Their home mortgage, credit card debt and margin loan total about $600,000.  Their current lifestyle costs them $80,000 after-tax.  Like most younger Australian families the income just covers the outgoing expenses.

John is the main bread winner, so his income earning capacity has to be protected.  Unfortunately many people also foolishly ignore what might happen financially if Kerrie were to die or become permanently disabled.

The Young's decide that John's life should be insured for $1.5 million and Kerrie's life for $500,000.

If John died and the life insurance was in his John's super fund, how should it be paid?  Lets assume that in John's super fund he currently has an account balance of $100,000.  Of this amount $10,000 are undeducted contributions.  Therefore on his death, his super fund trustee would have to distribute $1.6 million.  John doesn't have a Transitional RBL.

Most super fund trust deeds allow a death benefit to be paid as a lump sum.  Under normal tax law,  if a super fund death benefit is paid as a lump sum, it is assessed against the deceased's pension RBL.  If that death benefit is paid to Kerrie or any of their children – or is paid to them via John's estate – then the benefits will be paid tax-free for the first $1,297,886 which is John's pension RBL this year.  The balance (excluding the undeducted contributions) will be taxed at 48.5%.

This means that the $1.6m lump sum death benefit would be reduced by $141,680 tax, leaving a net benefit of $1,458,320.

On the face of it, this doesn't seem like such a bad outcome.  The $600,000 of debt could be extinguished leaving more $850,000 to provide the family's income needs.  Is this a sufficient amount for the longer-term?  If John died, Kerrie would need $55,000 income (which is less than their current income needs because they no longer have to feed and clothe John or pay off the mortgage and other interest costs).  If Kerrie could invest this money and earn $62,000 income per year income (that is about 7.3% return) then she could keep her current lifestyle after paying income tax and receiving the Family Tax Benefit.  This is a fairly high level of income to earn each year from investments and therefore the Young's should either increase the amount of insurance or find a better way.

We could pay a lump sum to Kerrie of $600,000 tax-free.  This could be used to pay off the outstanding debt.  We still have $1 million to allocate.

Some super fund trust deeds would allow us to pay Kerrie a pension.  If Kerrie and John have a SMSF then we can only pay her either a Term Allocated Pension (TAP) or an Allocated Pension (AP).  (We might like to pay her a lifetime pension but the super laws currently don't allow it.)

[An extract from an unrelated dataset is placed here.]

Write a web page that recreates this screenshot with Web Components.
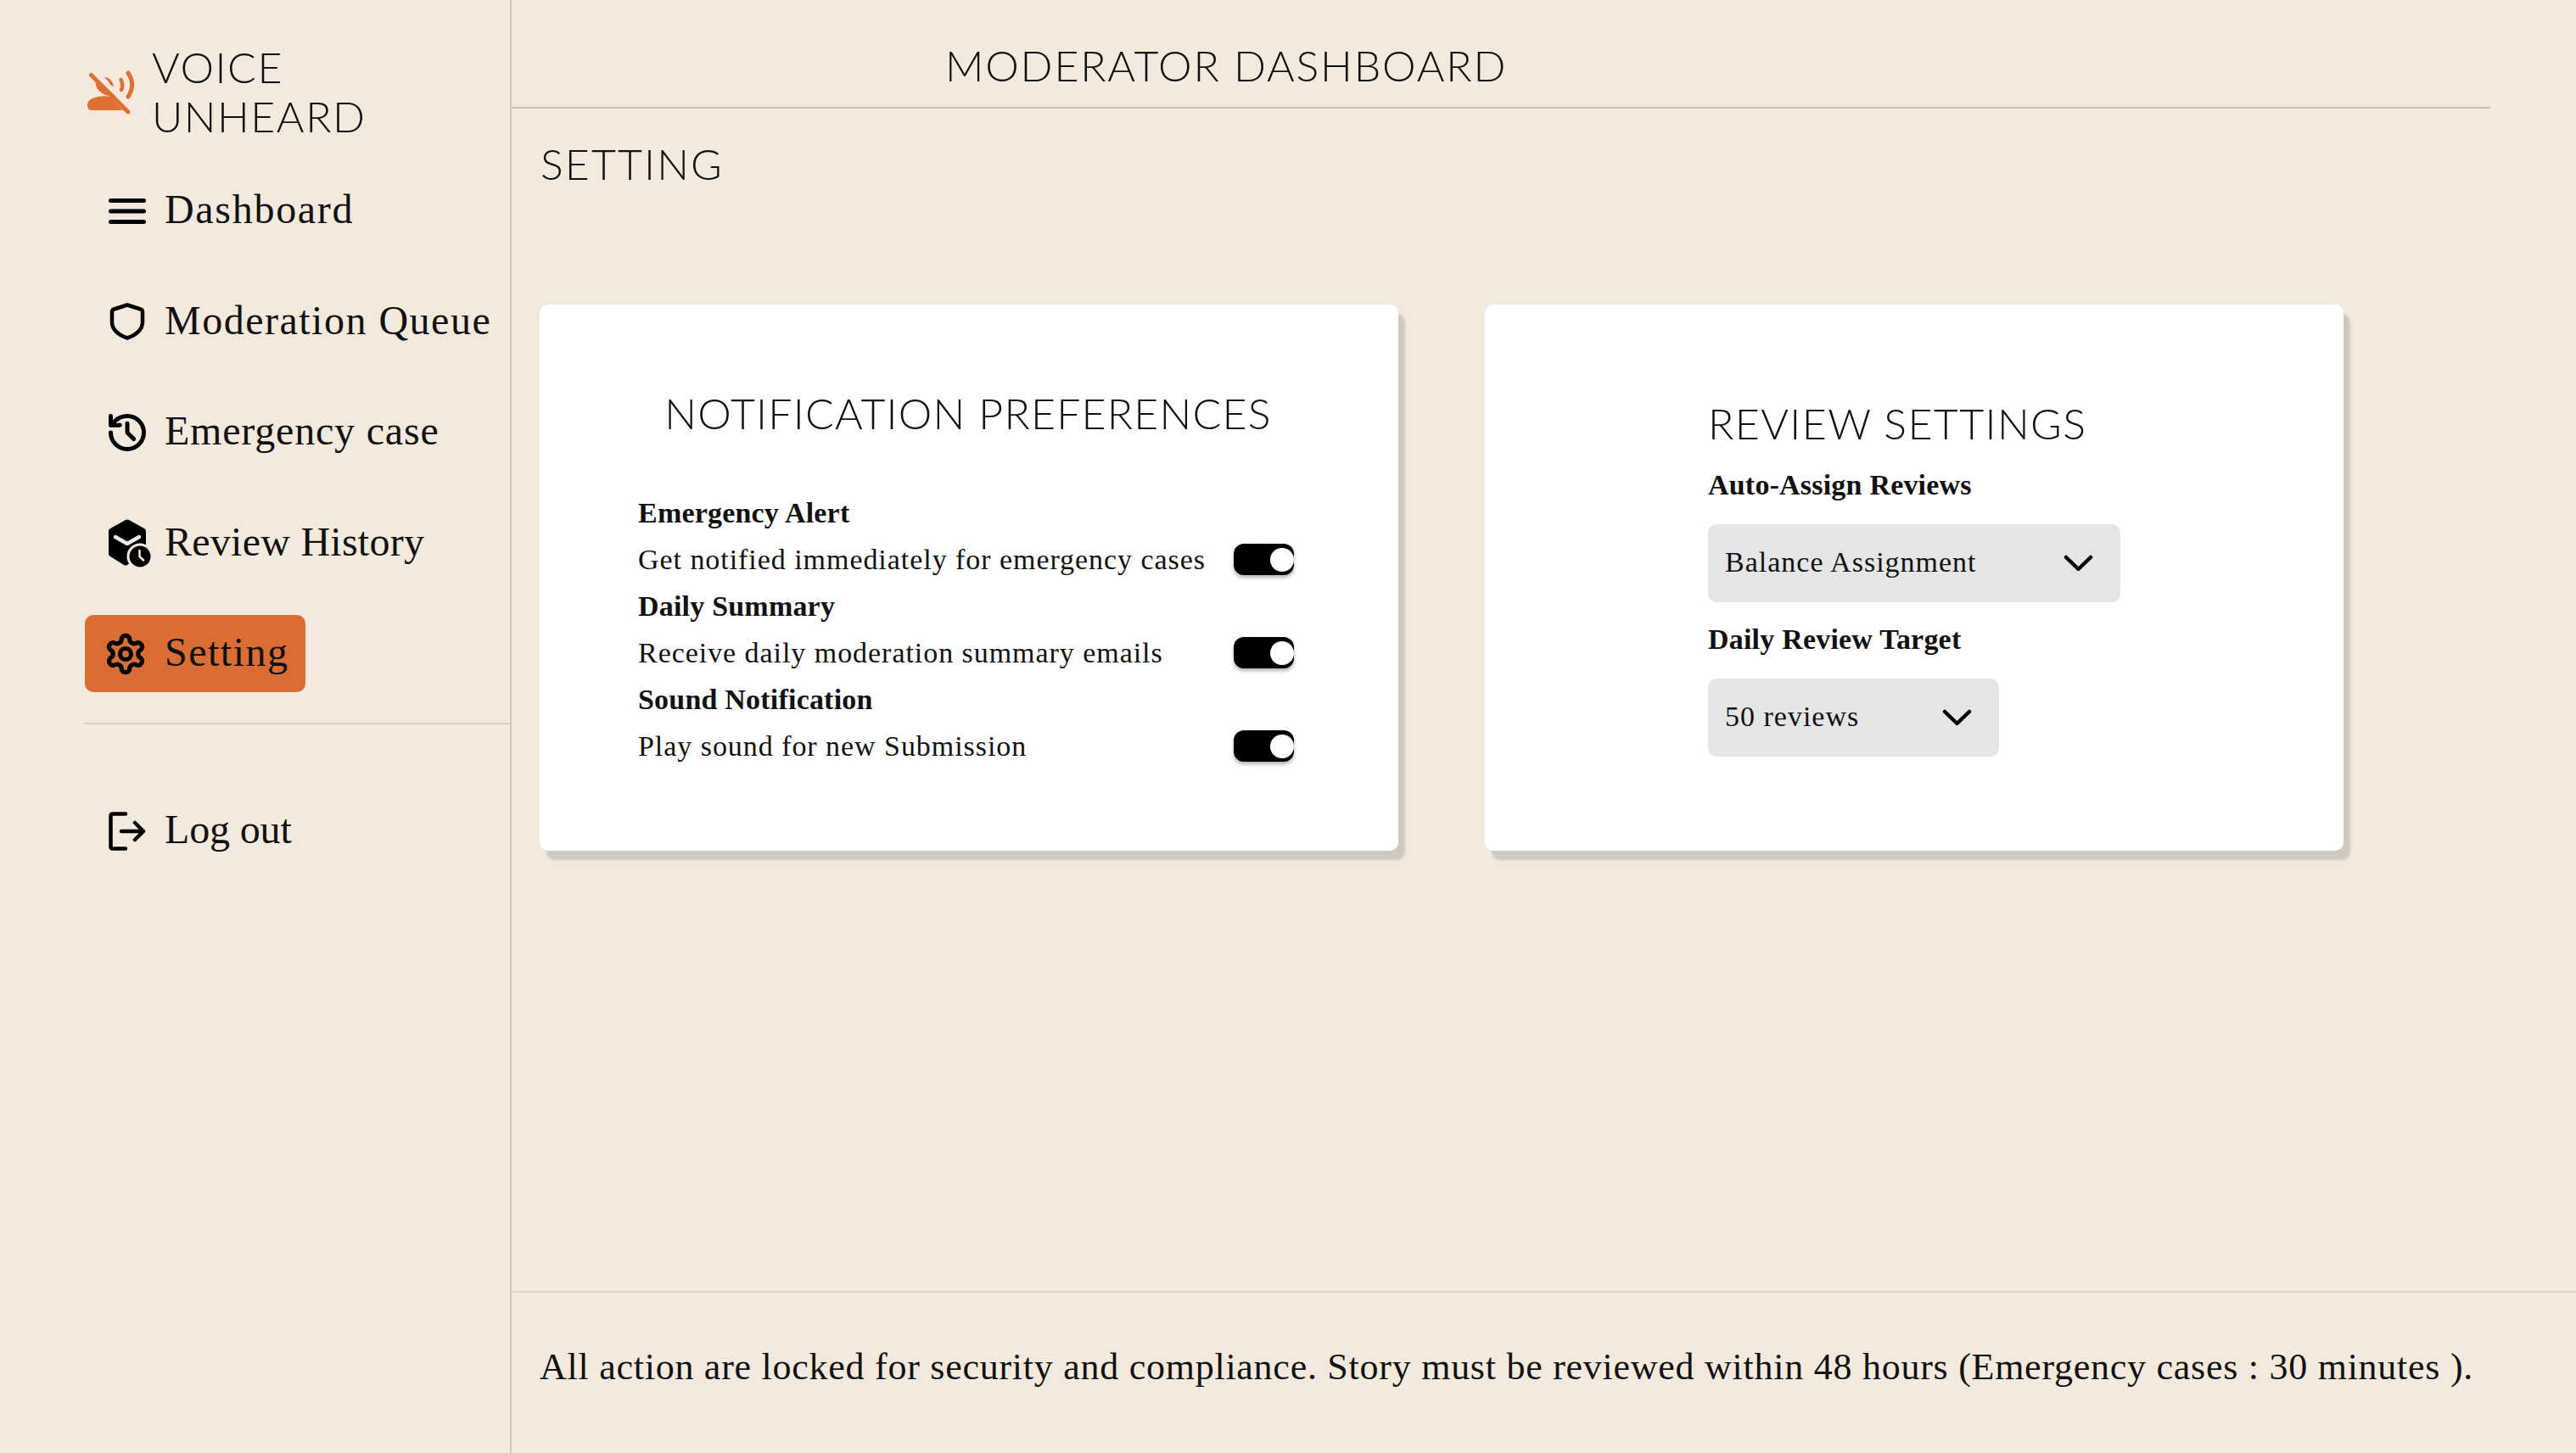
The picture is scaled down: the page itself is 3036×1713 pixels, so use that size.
<!DOCTYPE html>
<html>
<head>
<meta charset="utf-8">
<title>Moderator Dashboard</title>
<style>
  html, body { margin: 0; height: 100%; background: #f3e9dd; overflow: hidden; }
  body { color: #111; font-family: "Liberation Serif", serif; }
</style>
</head>
<body>
<mod-app>
  <mod-sidebar slot="side">
    <mod-logo slot="logo"></mod-logo>
    <nav-item label="Dashboard" style="letter-spacing:1.7px">
      <svg viewBox="0 0 44 30" width="44" height="30"><g stroke="#000" stroke-width="5" stroke-linecap="round"><path d="M2.5 2.5h39M2.5 15h39M2.5 27.500h39"/></g></svg>
    </nav-item>
    <nav-item label="Moderation Queue">
      <svg viewBox="0 0 44 44" width="44" height="44"><path d="M22 2.500 37.500 7.500C39 8 40 9 40 10.500V23C40 31 33 38 22 41.500 11 38 4 31 4 23V10.500C4 9 5 8 6.500 7.500Z" fill="none" stroke="#000" stroke-width="4.500" stroke-linejoin="round"/></svg>
    </nav-item>
    <nav-item label="Emergency case" style="letter-spacing:.8px">
      <svg viewBox="0 0 24 24" width="52" height="52" fill="none" stroke="#000" stroke-width="2.300" stroke-linecap="round" stroke-linejoin="round" style="margin:0 -4px"><path d="M3 12a9 9 0 1 0 9-9 9.750 9.750 0 0 0-6.740 2.740L3 8"/><path d="M3 3v5h5"/><path d="M12 7v5l3.500 3.500"/></svg>
    </nav-item>
    <nav-item label="Review History" style="letter-spacing:.25px">
      <svg viewBox="0 0 50 56" width="50" height="56" style="overflow:visible;margin-right:-6px"><path d="M20 1 Q22 0 24 1L42 11Q44 12 44 14V36Q44 38 42 39L22 54Q20 55 18 54L2 44Q0 43 0 41V14Q0 12 2 11Z" fill="#000"/><path d="M8 21 22 29 36 21" fill="none" stroke="#f3e9dd" stroke-width="4.500" stroke-linecap="round" stroke-linejoin="round"/><circle cx="37" cy="44" r="15.500" fill="#f3e9dd"/><circle cx="37" cy="44" r="12.500" fill="#000"/><path d="M36.500 37v7l4.500 4.500" fill="none" stroke="#f3e9dd" stroke-width="2.500" stroke-linecap="round"/></svg>
    </nav-item>
    <nav-item label="Setting" active style="padding-right:19px">
      <svg viewBox="0 0 24 24" width="52" height="52" fill="none" stroke="#000" stroke-width="2.400" stroke-linecap="round" stroke-linejoin="round" style="margin:0 -4px 0 -6px"><path d="M12.220 2h-.44a2 2 0 0 0-2 2v.18a2 2 0 0 1-1 1.730l-.43.25a2 2 0 0 1-2 0l-.15-.08a2 2 0 0 0-2.730.73l-.22.38a2 2 0 0 0 .73 2.730l.15.1a2 2 0 0 1 1 1.720v.51a2 2 0 0 1-1 1.740l-.15.09a2 2 0 0 0-.73 2.730l.22.38a2 2 0 0 0 2.730.73l.15-.08a2 2 0 0 1 2 0l.43.25a2 2 0 0 1 1 1.730V20a2 2 0 0 0 2 2h.44a2 2 0 0 0 2-2v-.18a2 2 0 0 1 1-1.730l.43-.25a2 2 0 0 1 2 0l.15.08a2 2 0 0 0 2.730-.73l.22-.39a2 2 0 0 0-.73-2.730l-.15-.08a2 2 0 0 1-1-1.740v-.5a2 2 0 0 1 1-1.740l.15-.09a2 2 0 0 0 .73-2.730l-.22-.38a2 2 0 0 0-2.730-.73l-.15.08a2 2 0 0 1-2 0l-.43-.25a2 2 0 0 1-1-1.730V4a2 2 0 0 0-2-2z"/><circle cx="12" cy="12" r="3"/></svg>
    </nav-item>
    <nav-item slot="bottom" label="Log out" style="letter-spacing:-.15px">
      <svg viewBox="0 0 44 46" width="44" height="46" fill="none" stroke="#000" stroke-width="4.500" stroke-linecap="round" stroke-linejoin="round"><path d="M20 2.500H5Q2.500 2.500 2.500 5V41Q2.500 43.500 5 43.500H20"/><path d="M15 23H41M31 13 41 23 31 33"/></svg>
    </nav-item>
  </mod-sidebar>

  <mod-header slot="header">MODERATOR DASHBOARD</mod-header>
  <page-title slot="main">SETTING</page-title>
  <card-row slot="main">
    <notif-card heading="NOTIFICATION PREFERENCES">
      <pref-row heading="Emergency Alert" text="Get notified immediately for emergency cases"></pref-row>
      <pref-row heading="Daily Summary" text="Receive daily moderation summary emails"></pref-row>
      <pref-row heading="Sound Notification" text="Play sound for new Submission"></pref-row>
    </notif-card>
    <review-card heading="REVIEW SETTINGS">
      <select-field label="Auto-Assign Reviews" value="Balance Assignment" width="486"></select-field>
      <select-field label="Daily Review Target" value="50 reviews" width="343"></select-field>
    </review-card>
  </card-row>
  <mod-footer slot="footer">All action are locked for security and compliance. Story must be reviewed within 48 hours (Emergency cases : 30 minutes ).</mod-footer>
</mod-app>

<script>
const DISPLAY = '"Lato", sans-serif';

class ModApp extends HTMLElement {
  constructor() {
    super();
    this.attachShadow({ mode: "open" }).innerHTML = `<style>
  :host { display: flex; width: 3036px; height: 1713px; }
  #main { flex: 1; min-width: 0; display: flex; flex-direction: column; }
  #body { flex: 1; padding-left: 33px; }
</style>
<slot name="side"></slot>
<div id="main">
  <slot name="header"></slot>
  <div id="body"><slot name="main"></slot></div>
  <slot name="footer"></slot>
</div>`;
  }
}

class ModSidebar extends HTMLElement {
  constructor() {
    super();
    this.attachShadow({ mode: "open" }).innerHTML = `<style>
  :host { display: flex; flex-direction: column; box-sizing: border-box; width: 603px; padding: 50px 0 0 100px; border-right: 2px solid #cfc8bd; }
  #nav { display: flex; flex-direction: column; align-items: flex-start; gap: 39.5px; margin-top: 37px; }
  hr { margin: 36px 0 80px; border: 0; border-top: 2px solid #d9d1c6; width: 100%; }
</style>
<slot name="logo"></slot>
<div id="nav"><slot></slot></div>
<hr>
<slot name="bottom"></slot>`;
  }
}

class ModLogo extends HTMLElement {
  constructor() {
    super();
    this.attachShadow({ mode: "open" }).innerHTML = `<style>
  :host { display: flex; align-items: center; height: 116px; gap: 18px; }
  svg { flex: none; margin-left: 1px; }
  div { font: 300 50px/58px ${DISPLAY}; letter-spacing: 1.500px; color: #111; }
</style>
<svg viewBox="0 0 60 56" width="60" height="56">
  <g fill="#dd7033">
    <path d="M8 50C3 50 2 47 2 44 2 38 8 35 15 34 20 33 25 33 29 34L44 50Z"/>
    <path d="M12 16C16 17 21 20 25 24L36 34 27 33C22 32 17 29 14 25 12 22 11 18 12 16Z"/>
    <path d="M22 11C27 11 32 15 33 22L29 20C28 17 25 14 22 11Z"/>
  </g>
  <g fill="none" stroke="#dd7033" stroke-linecap="round">
    <path d="M6.500 8.500 50 52" stroke-width="5"/>
    <path d="M41.500 14C44 19 44 22 42 26" stroke-width="4.500"/>
    <path d="M50 6C56 15 56 25 50 34" stroke-width="5"/>
  </g>
</svg>
<div>VOICE<br>UNHEARD</div>`;
  }
}

class NavItem extends HTMLElement {
  constructor() {
    super();
    this.attachShadow({ mode: "open" }).innerHTML = `<style>
  :host { display: flex; align-items: center; height: 91px; padding: 0 20px 0 28px; border-radius: 10px; font-size: 48px; letter-spacing: 1.500px; color: #111; }
  :host([active]) { background: #d96d33; }
  #icon { flex: none; width: 44px; display: flex; margin-right: 22px; }
  span { position: relative; top: -2px; }
</style>
<div id="icon"><slot></slot></div>
<span></span>`;
    this.shadowRoot.querySelector("span").textContent = this.getAttribute("label");
  }
}

class ModHeader extends HTMLElement {
  constructor() {
    super();
    this.attachShadow({ mode: "open" }).innerHTML = `<style>
  :host { display: flex; align-items: center; box-sizing: border-box; height: 128px; margin-right: 101px; padding: 28px 0 0 511px; border-bottom: 2px solid #c9c1b5; font: 300 50px ${DISPLAY}; letter-spacing: 1.800px; color: #111; }
</style>
<slot></slot>`;
  }
}

class PageTitle extends HTMLElement {
  constructor() {
    super();
    this.attachShadow({ mode: "open" }).innerHTML = `<style>
  :host { display: block; height: 50px; margin: 40px 0 0 1px; font: 300 50px/50px ${DISPLAY}; letter-spacing: 2.100px; color: #111; }
</style>
<slot></slot>`;
  }
}

class CardRow extends HTMLElement {
  constructor() {
    super();
    this.attachShadow({ mode: "open" }).innerHTML = `<style>
  :host { display: flex; gap: 102px; margin-top: 141px; }
</style>
<slot></slot>`;
  }
}

const CARD_CSS = `
  :host { display: block; box-sizing: border-box; width: 1012px; height: 644px; background: #fff; border-radius: 10px; box-shadow: 8px 11px 3px #d0c8bd; }
  h2 { margin: 0; font: 300 50px/60px ${DISPLAY}; color: #111; }
`;

class NotifCard extends HTMLElement {
  constructor() {
    super();
    this.attachShadow({ mode: "open" }).innerHTML = `<style>${CARD_CSS}
  :host { padding: 98px 123px 0 116px; }
  h2 { text-align: center; margin-bottom: 60px; padding-left: 5px; letter-spacing: 1.200px; }
</style>
<h2></h2>
<slot></slot>`;
    this.shadowRoot.querySelector("h2").textContent = this.getAttribute("heading");
  }
}

class ReviewCard extends HTMLElement {
  constructor() {
    super();
    this.attachShadow({ mode: "open" }).innerHTML = `<style>${CARD_CSS}
  :host { padding: 110px 0 0 263px; }
  h2 { margin: 0 0 15px 0; letter-spacing: 1.400px; }
</style>
<h2></h2>
<slot></slot>`;
    this.shadowRoot.querySelector("h2").textContent = this.getAttribute("heading");
  }
}

class PrefRow extends HTMLElement {
  constructor() {
    super();
    this.attachShadow({ mode: "open" }).innerHTML = `<style>
  :host { display: block; font-size: 34px; line-height: 55px; color: #111; }
  b { display: block; letter-spacing: .2px; }
  span { letter-spacing: .95px; }
  #row { display: flex; align-items: center; justify-content: space-between; }
</style>
<b></b>
<div id="row"><span></span><toggle-switch></toggle-switch></div>`;
    this.shadowRoot.querySelector("b").textContent = this.getAttribute("heading");
    this.shadowRoot.querySelector("span").textContent = this.getAttribute("text");
  }
}

class ToggleSwitch extends HTMLElement {
  constructor() {
    super();
    this.attachShadow({ mode: "open" }).innerHTML = `<style>
  :host { display: flex; align-items: center; justify-content: flex-end; flex: none; width: 71px; height: 37px; background: #000; border-radius: 12px; box-shadow: 0 3px 4px rgba(0,0,0,.3); }
  i { display: block; width: 28px; height: 28px; background: #fff; border-radius: 50%; }
</style>
<i></i>`;
  }
}

class SelectField extends HTMLElement {
  constructor() {
    super();
    this.attachShadow({ mode: "open" }).innerHTML = `<style>
  :host { display: block; font-size: 34px; color: #111; }
  label { display: block; font-weight: bold; line-height: 55px; margin-bottom: 19px; letter-spacing: .2px; }
  #box { display: flex; align-items: center; justify-content: space-between; box-sizing: border-box; height: 92px; padding: 0 32px 2px 20px; background: #e5e5e5; border-radius: 10px; letter-spacing: 1px; }
  svg { flex: none; position: relative; top: 1px; }
  :host(:not(:last-of-type)) { margin-bottom: 16px; }
</style>
<label></label>
<div id="box"><span></span>
  <svg viewBox="0 0 35 20" width="35" height="20"><path d="M3 3 17.500 17 32 3" fill="none" stroke="#000" stroke-width="4.500" stroke-linecap="round" stroke-linejoin="round"/></svg>
</div>`;
    this.shadowRoot.querySelector("label").textContent = this.getAttribute("label");
    this.shadowRoot.querySelector("span").textContent = this.getAttribute("value");
    this.shadowRoot.querySelector("#box").style.width = this.getAttribute("width") + "px";
  }
}

class ModFooter extends HTMLElement {
  constructor() {
    super();
    this.attachShadow({ mode: "open" }).innerHTML = `<style>
  :host { display: flex; align-items: center; box-sizing: border-box; height: 191px; padding: 0 0 14px 33px; border-top: 2px solid #dcd5ca; font-size: 44px; letter-spacing: .74px; color: #111; white-space: nowrap; }
</style>
<slot></slot>`;
  }
}

customElements.define("mod-app", ModApp);
customElements.define("mod-sidebar", ModSidebar);
customElements.define("mod-logo", ModLogo);
customElements.define("nav-item", NavItem);
customElements.define("mod-header", ModHeader);
customElements.define("page-title", PageTitle);
customElements.define("card-row", CardRow);
customElements.define("notif-card", NotifCard);
customElements.define("review-card", ReviewCard);
customElements.define("pref-row", PrefRow);
customElements.define("toggle-switch", ToggleSwitch);
customElements.define("select-field", SelectField);
customElements.define("mod-footer", ModFooter);
</script>
</body>
</html>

Whichever pension we select, it will be assessed against Kerrie's RBL.  If she takes an AP it will be assessed against her reduced lump sum RBL of $421,820 ($648,946 reduced by 2.5% for each year she is under 55).  This would generate a large excess benefit.  Alternatively we could give her a TAP which would be assessed against her pension RBL which is not reduced if the taxpayer is under 55 which means she would not have an excess benefit.  In event Kerrie is young and by taking super benefits now she is jeopardizing her retirement planning.

Alternatively we could give the children pensions.  Because the children are under 18 the pensions are not counted against anyone's RBL.  Lets assume we give each children an allocated pension of $250,000.  They must be paid an income between $8,750 and $25,000.

Under normal tax laws, children are taxed very heavily but these rules don't apply to death benefit pensions.  In fact, the children would be eligible for a 15% rebate on each pension payment.  Based on current tax law they can be paid $25,000 without paying any tax.

Any income paid to the children from the pensions must only be used for their care and not for anyone else.  Perhaps in this case, the children could be paid $10,000 each with a smaller initial lump sum.  Kerrie would need another $15,000 income to bring the family income up to the required $55,000.  Kerrie either needs to take a larger lump sum and invest it outside of super or alternatively has to take a death benefit pension even though it will effect her retirement.  However if Kerrie and John have a SMSF and the children are receiving death benefit allocated pensions then the fund will already have four members.  Kerrie cannot be a pensioner member as well.  How should this membership limitation be handled?

Overall the super route has offered a better result because of the tax efficiencies available.  As always careful number crunching is necessary to work out the best solution.

Whilst the children are under 18, Kerrie would have to act as trustee on their behalf.  But as each of them turns 18 they must become a trustee.  Allocated Pensions can be commuted at anytime so how do you stop young adults getting their hands on any remaining lump sum?  This is a tricky issue which we will deal with in another column.